At minimum, we need a clear reference image or sketch, target yarn composition and count, target gauge, body measurements at key points, and an indication of stitch pattern. With this we can build a lean spec and start a first proto, though we will still need full tech pack data before PP approval. Sampling without yarn composition or gauge is not workable because yarn must be sourced before knitting.
How long does a typical sweater sample take, and what extends the timeline?
Standard sample lead time is 7 to 14 days for plain or simple rib styles, and 10 to 20 days for cable, jacquard, or intarsia. Extensions are usually caused by yarn sourcing for specialty fibers, multiple revision rounds, custom lab dips, or unclear construction notes that require clarification before programming.
What MOQ should we expect for custom knitwear with branded labels?
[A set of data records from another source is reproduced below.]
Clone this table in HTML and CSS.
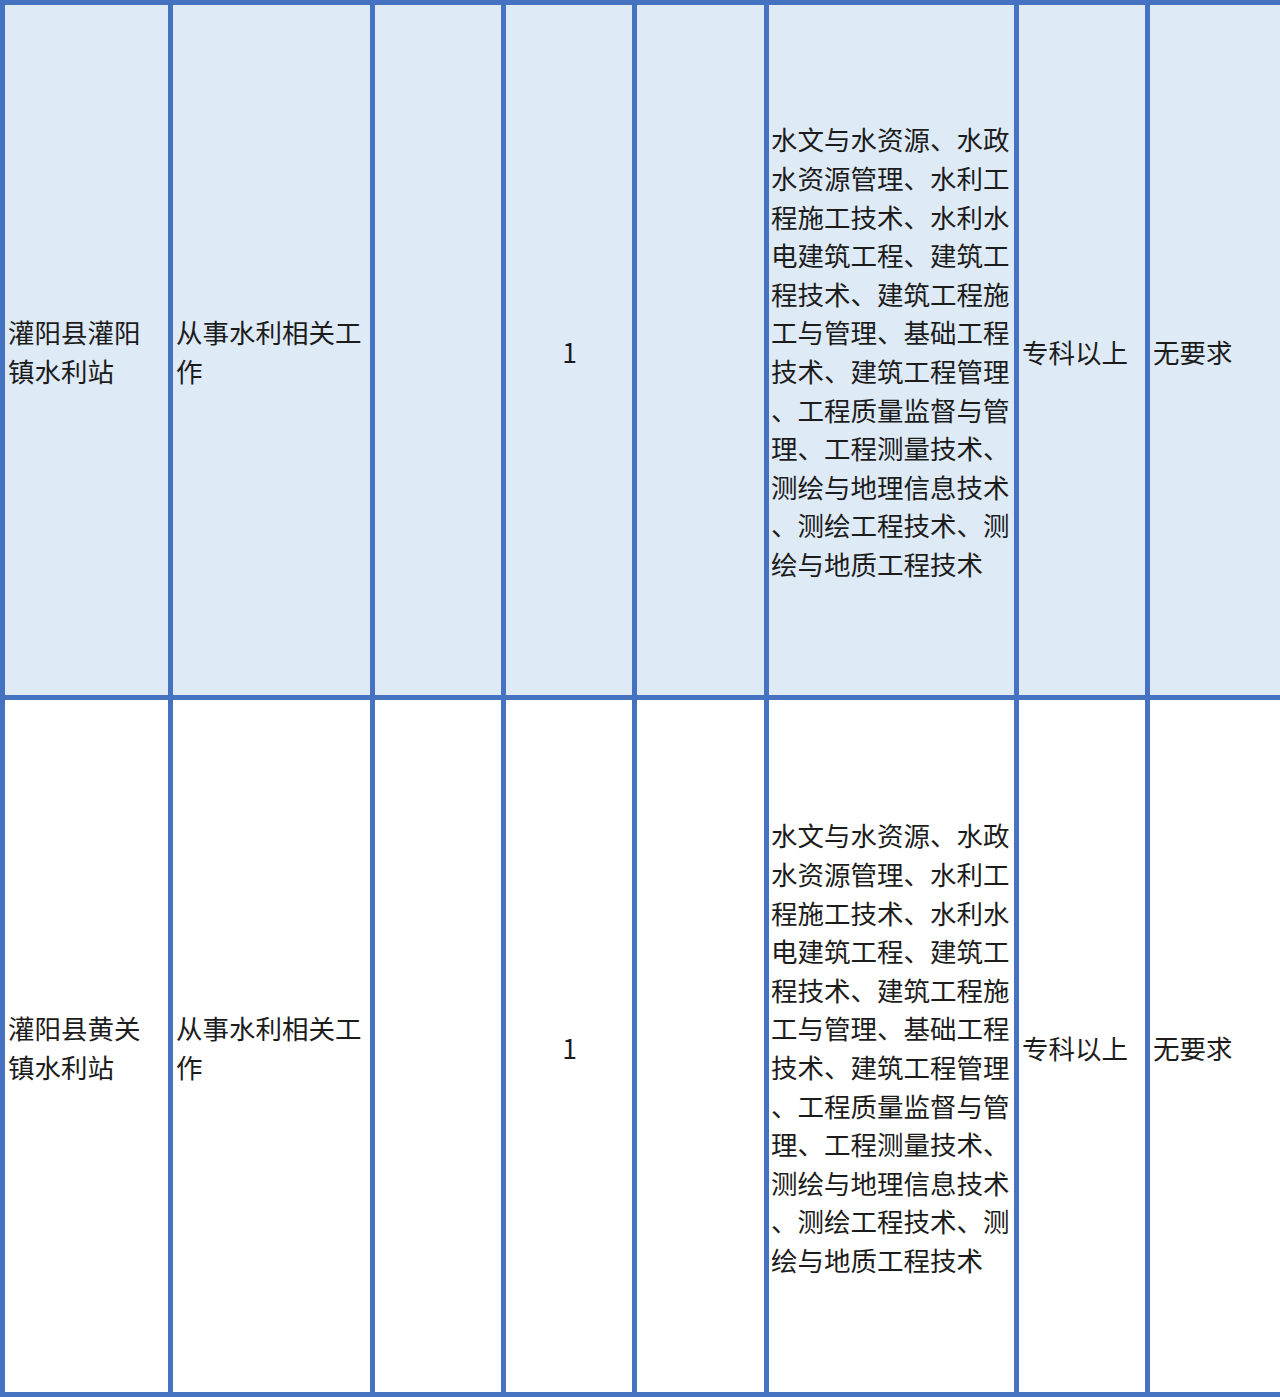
FILE: index.html
```html
<!DOCTYPE html>
<html lang="zh-CN">
<head>
<meta charset="utf-8">
<title>岗位表</title>
<link rel="stylesheet" href="styles.css">
</head>
<body>
<table class="sheet">
  <colgroup>
    <col class="c1"><col class="c2"><col class="c3"><col class="c4"><col class="c5"><col class="c6"><col class="c7"><col class="c8">
  </colgroup>
  <tbody>
    <tr class="row row-blue">
      <td class="cell">灌阳县灌阳<br>镇水利站</td>
      <td class="cell">从事水利相关工<br>作</td>
      <td class="cell"></td>
      <td class="cell center">1</td>
      <td class="cell"></td>
      <td class="cell major">水文与水资源、水政<br>水资源管理、水利工<br>程施工技术、水利水<br>电建筑工程、建筑工<br>程技术、建筑工程施<br>工与管理、基础工程<br>技术、建筑工程管理<br>、工程质量监督与管<br>理、工程测量技术、<br>测绘与地理信息技术<br>、测绘工程技术、测<br>绘与地质工程技术</td>
      <td class="cell">专科以上</td>
      <td class="cell">无要求</td>
    </tr>
    <tr class="row row-white">
      <td class="cell">灌阳县黄关<br>镇水利站</td>
      <td class="cell">从事水利相关工<br>作</td>
      <td class="cell"></td>
      <td class="cell center">1</td>
      <td class="cell"></td>
      <td class="cell major">水文与水资源、水政<br>水资源管理、水利工<br>程施工技术、水利水<br>电建筑工程、建筑工<br>程技术、建筑工程施<br>工与管理、基础工程<br>技术、建筑工程管理<br>、工程质量监督与管<br>理、工程测量技术、<br>测绘与地理信息技术<br>、测绘工程技术、测<br>绘与地质工程技术</td>
      <td class="cell">专科以上</td>
      <td class="cell">无要求</td>
    </tr>
  </tbody>
</table>
</body>
</html>
```

FILE: styles.css
```css
html, body {
  margin: 0;
  padding: 0;
  background: #ffffff;
}

.sheet {
  width: 1280px;
  border-collapse: collapse;
  table-layout: fixed;
  font-family: "Noto Sans CJK SC", "Noto Sans", sans-serif;
  font-size: 26.5px;
  line-height: 38.6px;
  color: #1c1c1c;
}

.c1 { width: 168px; }
.c2 { width: 202px; }
.c3 { width: 131px; }
.c4 { width: 131px; }
.c5 { width: 132px; }
.c6 { width: 250px; }
.c7 { width: 131px; }
.c8 { width: 135px; }

.cell {
  border: 5px solid #4672c2;
  padding: 4px 2px 0 3px;
  vertical-align: middle;
  text-align: left;
  white-space: nowrap;
  overflow: hidden;
}

.row-blue {
  height: 695px;
  background: #deeaf6;
}

.row-white {
  height: 697px;
  background: #ffffff;
}

.center {
  text-align: center;
}

.major {
  padding-left: 2px;
  padding-right: 0;
}
```
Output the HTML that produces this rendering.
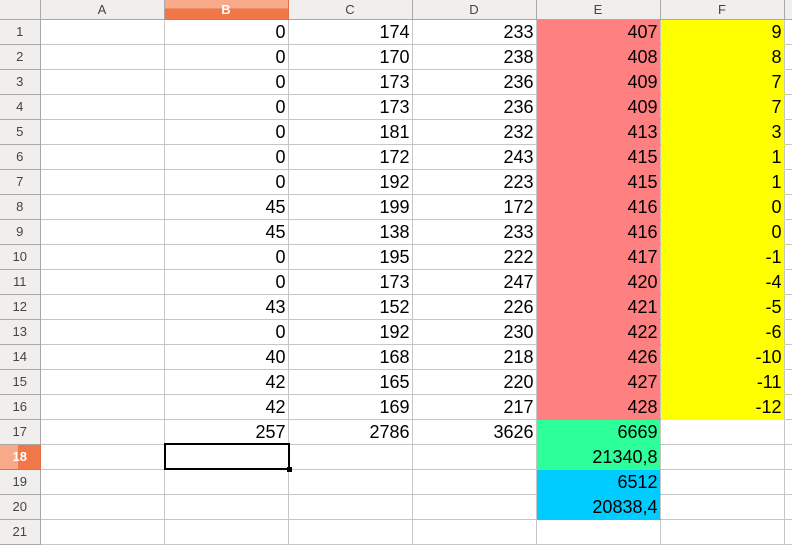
<!DOCTYPE html>
<html><head><style>
body{margin:0;width:792px;height:530px;overflow:hidden;background:#fff;font-family:"Liberation Sans",sans-serif;position:relative}
table{border-collapse:collapse;table-layout:fixed;position:absolute;left:0;top:0;width:804px}
td,th{padding:0 2px 0 0;overflow:hidden;white-space:nowrap;box-sizing:border-box}
td{border:1px solid #c6c6c6;height:25px;text-align:right;font-size:18px;line-height:24px;color:#000}
th{background:#f0efee;border:1px solid #a8a8a8;font-weight:normal;color:#444;font-size:13px;text-align:center;padding:0}
tr.h th{height:19px;border-top:none}
th.r{border-left:none}
.e{background:#ff8080;border-top-color:#ff8080;border-bottom-color:#ff8080}
.f{background:#ffff00;border-top-color:#ffff00;border-bottom-color:#ffff00}
.g{background:#2dff9a;border-top-color:#2dff9a;border-bottom-color:#2dff9a}
.c{background:#00ccff;border-top-color:#00ccff;border-bottom-color:#00ccff}
th.s{background:linear-gradient(#f7a989 0 45%,#f07848 45%);color:#fff;font-weight:bold;border-color:#e07040}
th.sr{background:linear-gradient(90deg,#f7a989 0 45%,#f07848 45%);color:#fff;font-weight:bold;border-color:#e07040}
#sel{position:absolute;left:164px;top:443px;width:122px;height:23px;border:2px solid #000}
#sel:after{content:"";position:absolute;right:-4px;bottom:-4px;width:5px;height:5px;background:#000}
</style></head><body>
<table>
<colgroup><col style="width:40px"><col style="width:124px"><col style="width:124px"><col style="width:124px"><col style="width:124px"><col style="width:124px"><col style="width:124px"><col style="width:20px"></colgroup>
<tr class="h"><th class="r"></th><th>A</th><th class="s">B</th><th>C</th><th>D</th><th>E</th><th>F</th><th></th></tr>
<tr><th class="r">1</th><td></td><td>0</td><td>174</td><td>233</td><td class="e">407</td><td class="f">9</td><td></td></tr>
<tr><th class="r">2</th><td></td><td>0</td><td>170</td><td>238</td><td class="e">408</td><td class="f">8</td><td></td></tr>
<tr><th class="r">3</th><td></td><td>0</td><td>173</td><td>236</td><td class="e">409</td><td class="f">7</td><td></td></tr>
<tr><th class="r">4</th><td></td><td>0</td><td>173</td><td>236</td><td class="e">409</td><td class="f">7</td><td></td></tr>
<tr><th class="r">5</th><td></td><td>0</td><td>181</td><td>232</td><td class="e">413</td><td class="f">3</td><td></td></tr>
<tr><th class="r">6</th><td></td><td>0</td><td>172</td><td>243</td><td class="e">415</td><td class="f">1</td><td></td></tr>
<tr><th class="r">7</th><td></td><td>0</td><td>192</td><td>223</td><td class="e">415</td><td class="f">1</td><td></td></tr>
<tr><th class="r">8</th><td></td><td>45</td><td>199</td><td>172</td><td class="e">416</td><td class="f">0</td><td></td></tr>
<tr><th class="r">9</th><td></td><td>45</td><td>138</td><td>233</td><td class="e">416</td><td class="f">0</td><td></td></tr>
<tr><th class="r">10</th><td></td><td>0</td><td>195</td><td>222</td><td class="e">417</td><td class="f">-1</td><td></td></tr>
<tr><th class="r">11</th><td></td><td>0</td><td>173</td><td>247</td><td class="e">420</td><td class="f">-4</td><td></td></tr>
<tr><th class="r">12</th><td></td><td>43</td><td>152</td><td>226</td><td class="e">421</td><td class="f">-5</td><td></td></tr>
<tr><th class="r">13</th><td></td><td>0</td><td>192</td><td>230</td><td class="e">422</td><td class="f">-6</td><td></td></tr>
<tr><th class="r">14</th><td></td><td>40</td><td>168</td><td>218</td><td class="e">426</td><td class="f">-10</td><td></td></tr>
<tr><th class="r">15</th><td></td><td>42</td><td>165</td><td>220</td><td class="e">427</td><td class="f">-11</td><td></td></tr>
<tr><th class="r">16</th><td></td><td>42</td><td>169</td><td>217</td><td class="e">428</td><td class="f">-12</td><td></td></tr>
<tr><th class="r">17</th><td></td><td>257</td><td>2786</td><td>3626</td><td class="g">6669</td><td></td><td></td></tr>
<tr><th class="r sr">18</th><td></td><td></td><td></td><td></td><td class="g">21340,8</td><td></td><td></td></tr>
<tr><th class="r">19</th><td></td><td></td><td></td><td></td><td class="c">6512</td><td></td><td></td></tr>
<tr><th class="r">20</th><td></td><td></td><td></td><td></td><td class="c">20838,4</td><td></td><td></td></tr>
<tr><th class="r">21</th><td></td><td></td><td></td><td></td><td></td><td></td><td></td></tr>
</table>
<div id="sel"></div>
</body></html>
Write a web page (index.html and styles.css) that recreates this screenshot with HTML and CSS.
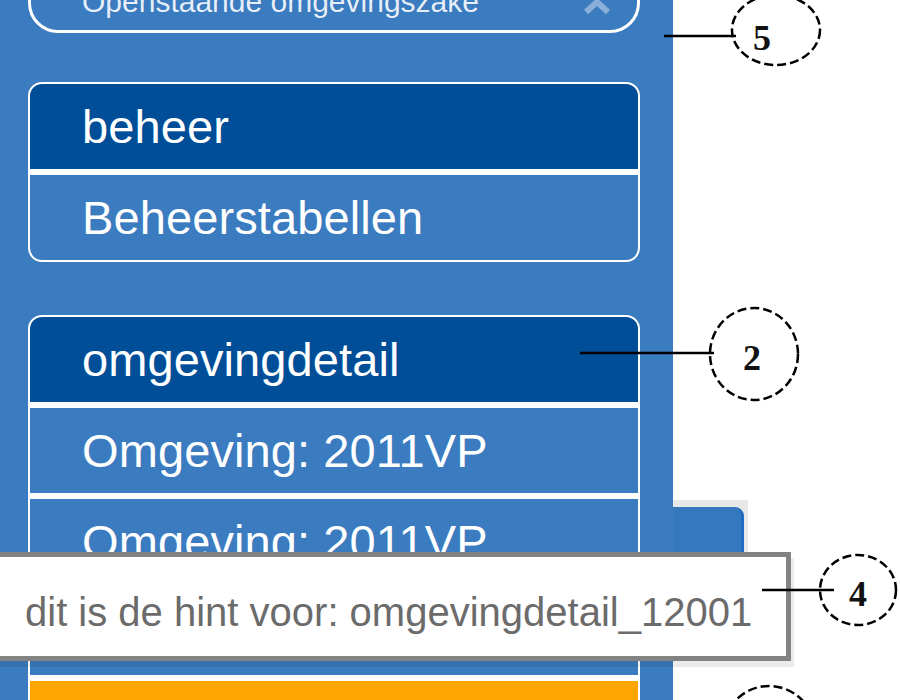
FILE: index.html
```html
<!DOCTYPE html>
<html lang="nl">
<head>
    <meta charset="UTF-8">
    <meta name="viewport" content="width=device-width, initial-scale=1.0">
    <title>Omgevingdetail</title>
    <link rel="stylesheet" href="styles.css">
</head>
<body>
<div class="page">
    <aside class="sidebar">
        <div class="open-cases">
            <span>Openstaande omgevingszake</span>
            <svg class="chevron" width="32" height="20" viewBox="0 0 32 20">
                <polyline points="5,16 16,6 27,16" fill="none" stroke="#ffffff" stroke-opacity="0.4" stroke-width="6"/>
            </svg>
        </div>

        <div class="menu-group first">
            <div class="menu-head">beheer</div>
            <div class="menu-item">Beheerstabellen</div>
        </div>

        <div class="menu-group">
            <div class="menu-head">omgevingdetail</div>
            <div class="menu-item">Omgeving: 2011VP</div>
            <div class="menu-item">Omgeving: 2011VP</div>
            <div class="menu-item">Omgeving: 2011VP</div>
            <div class="menu-item menu-item-new"></div>
        </div>
    </aside>

    <main class="content">
        <div class="tab-strip">
            <div class="tab"></div>
        </div>
    </main>
</div>

<div class="hint">dit is de hint voor: omgevingdetail_12001</div>

<!-- numbered callouts -->
<svg class="callouts" width="900" height="700" viewBox="0 0 900 700">
    <g fill="none" stroke="#000" stroke-width="2.5">
        <line x1="664" y1="36" x2="736" y2="36"/>
        <ellipse cx="776" cy="30" rx="44" ry="35" stroke-dasharray="9 4"/>

        <line x1="580" y1="353" x2="714" y2="353"/>
        <ellipse cx="754" cy="354" rx="44" ry="46" stroke-dasharray="9 4"/>

        <line x1="762" y1="590" x2="834" y2="590"/>
        <ellipse cx="858" cy="590" rx="38" ry="35" stroke-dasharray="9 4"/>

        <ellipse cx="769" cy="732" rx="46" ry="46" stroke-dasharray="9 4"/>
    </g>
    <g class="callout-num">
        <text x="762" y="50">5</text>
        <text x="752" y="370">2</text>
        <text x="858" y="606">4</text>
    </g>
</svg>
</body>
</html>
```

FILE: styles.css
```css
body {
    margin: 0;
    width: 900px;
    height: 700px;
    overflow: hidden;
    position: relative;
    background-color: #fff;
    font-family: "Liberation Sans", Arial, sans-serif;
}

.page {
    display: flex;
    height: 700px;
}

.sidebar {
    width: 673px;
    flex-shrink: 0;
    box-sizing: border-box;
    padding: 0 33px 0 28px;
    background-color: #3b7bbf;
    overflow: hidden;
}

.open-cases {
    margin-top: -30px;
    height: 63px;
    box-sizing: border-box;
    display: flex;
    align-items: center;
    justify-content: space-between;
    padding: 0 24px 0 51px;
    border: 3px solid #fff;
    border-radius: 30px;
    color: rgba(255, 255, 255, 0.88);
    font-size: 30px;
}

.chevron {
    margin-top: 8px;
}

.menu-group {
    margin-top: 53px;
    display: flex;
    flex-direction: column;
    gap: 6px;
    border: 2px solid #fff;
    border-radius: 14px;
    background-color: #fff;
    overflow: hidden;
}

.menu-group.first {
    margin-top: 49px;
}

.menu-head,
.menu-item {
    height: 85px;
    flex-shrink: 0;
    display: flex;
    align-items: center;
    padding-left: 52px;
    color: #fff;
    font-size: 47px;
    letter-spacing: 0.1px;
}

.menu-head {
    background-color: #004e98;
}

.menu-item {
    background-color: #3b7bbf;
}

.menu-item-new {
    background-color: #ffa500;
}

.content {
    flex: 1;
    padding-top: 500px;
}

.tab-strip {
    width: 75px;
    height: 52px;
    box-sizing: border-box;
    padding-top: 7px;
    background-color: #e8e8e8;
}

.tab {
    width: 71px;
    height: 45px;
    box-sizing: border-box;
    background-color: #3478be;
    border-right: 3px solid #1f6cc2;
    border-top-right-radius: 9px;
}

.hint {
    position: absolute;
    left: -20px;
    top: 552px;
    width: 811px;
    height: 109px;
    box-sizing: border-box;
    display: flex;
    align-items: center;
    padding: 12px 0 0 40px;
    border: 5px solid #838383;
    background-color: #fff;
    color: #6b6b6b;
    font-size: 40px;
    white-space: nowrap;
    box-shadow: 3px 6px 0 rgba(0, 0, 0, 0.08);
}

.callouts {
    position: absolute;
    left: 0;
    top: 0;
    pointer-events: none;
}

.callout-num text {
    font-family: "Liberation Serif", "Times New Roman", serif;
    font-weight: bold;
    font-size: 36px;
    fill: #111;
    text-anchor: middle;
}
```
Our typical starting point is 200 to 300 pieces per style and 50 to 100 pieces per color, adjustable based on yarn type and stitch complexity. Branded woven labels and hangtags usually carry their own MOQ from trim suppliers, often 500 to 1,000 pieces per label design, which is worth confirming early when planning small first orders.
Can we reduce bulk risk on the first order with a brand-new factory partner?
Yes. Lock a signed PP sample and tension swatch before bulk, agree on AQL 2.5 inspection in writing, and consider third-party testing on the first bulk lot for pilling, shrinkage, and color fastness. For high-value programs, a top-of-production inspection during the first 10% to 20% of bulk gives early warning before the full quantity is knitted.
How early should we lock the tech pack before our launch date?
For peak season launches, we recommend locking the PP sample 6 to 8 weeks before bulk start, with the tech pack finalized at least 2 weeks before sampling begins. Including sampling, bulk production of 20 to 35 days for orders up to 1,000 pieces, and shipping transit, the practical minimum runway from final tech pack to warehouse arrival is 12 to 16 weeks for sea freight programs.